So, NaNoWriMo is all but over for another year. I validated my word count (and downloaded my certificate and winners’ badges) at around 3.30pm today (30th November). But it wasn’t really that close. I had started a #50k5days project (yes, writing 50,000 words in 5 days) which I wasn’t able to successfully complete, and I had over 27k words on that for the month, too. But I wanted to finish the NaNo with a ‘proper’ 50k words.
Regarding NaNoWriMo itself, I wrote a first half or so of a novel City in Flames, another apocalyptic ‘The world in going to end’ novel which will fit quite nicely into the, as yet, unpublished End Of Civilisation series. My writing pace was a bit all over the place (see graph to the side): the blue line is my daily word count, the red line the average over the month, and the greeny line is words ahead of / behind target. But it’s done, and this is my 10th ‘win’ in 11 attempts. And, for the first time, I don’t hate my story. Previous NaNo ‘things’ have been despised by me, and grinding out the words has been a trial. But not this time. I had a good story, I had reasonable characters, and an active timeline which makes the story work well as a thriller. At least, I think so. I’ll be continuing to write this.
Oh, and thanks to a very kind offer, I have a cover done for me by Rivka Kawano over at http://www.authorsensei.com/cover-design–illustration.html
Social activities? I went to the Essex NaNo group Kickoff party, and it was great to see some existing friends and meet new ones. Well done @em_biddulph for taking on the role of Essex ML once again, and for organising so many events. The NaNoEssex Facebook page was lively and interesting, too.
This year saw the official introduction of a Suffolk region, and as I’m almost literally a stone’s throw from Suffolk (well, a very hard throw of a very small stone), I joined that group, too, under the watchful eye of their ML, Sarah. I went to a few of their write-ins, and they had a very active Facebook page, too. I was happy to join a group of word sprinters on there to push my word count along. So the social aspects of NaNoWriMo were very enjoyable again.
Regarding #50k5days, I began the month trying to find 5 consecutive days where I could dedicate my time to writing ten thousand words each day, but that was difficult. So I announced I would be doing it piecemeal during the month. And then, I left it to the last minute, so I was using the last 5 (consecutive) days for writing this. I started day 1 with over 8k, then 10k on day 2, then a disappointing 7.4k for day 3, when real life got in the way. Day 4 was an almost complete bust at 2k, and at that point, I abandoned. But here again, I have what I think will make a good story, and the writing I’ve done is as near as a good edit / rewrite from a finished draft as I’ve ever done. So double positive.
And what now?
I’ve started a “Write.A.Page.A.Day” group on Facebook (https://www.facebook.com/groups/write.a.page.a.day/ if you’re interested), with the intention of encouraging authors (me, mainly) to keep writing during the days and weeks after the end of NaNo.
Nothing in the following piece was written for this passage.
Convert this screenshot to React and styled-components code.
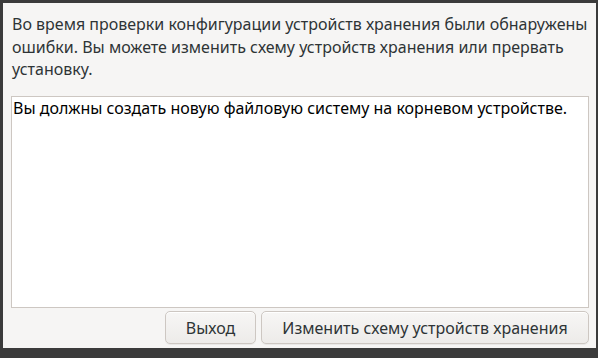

I have my Writer-Chat shows http://writer-chat.com/ where I will spread my chatty net wider, beyond my NaNo buddies, haranguing published authors onto the ‘air’ with me. I’ve invested some money in audio equipment, so I’m intending to increase the professionalism of the show as we continue. I want to provide podcasts of them in the future, too.
“What about publishing”, I hear you cry? (I hear stuff all the time, it’s okay). I was hoping to publish three things this year. So far, I’ve published … nothing. Another target missed. My collaborative slasher horror is in second edit. I have three completed first drafts, waiting for me to return to them – one is crime, which might get my attention first, and t’others are apocalyptic thrillers, which need a bit more work. So it’s all there, or thereabouts.
And sleep. I need better sleep. I had too many late nights attempting to meet wordcount targets. I watched with interest as the quality of my writing curved downwards as the month progressed. My vocabulary disintegrated until words of even a single syllable were tricky.
Thanks to all my real-life and online friends for the support, the banter and the discussions. It was a brilliant month.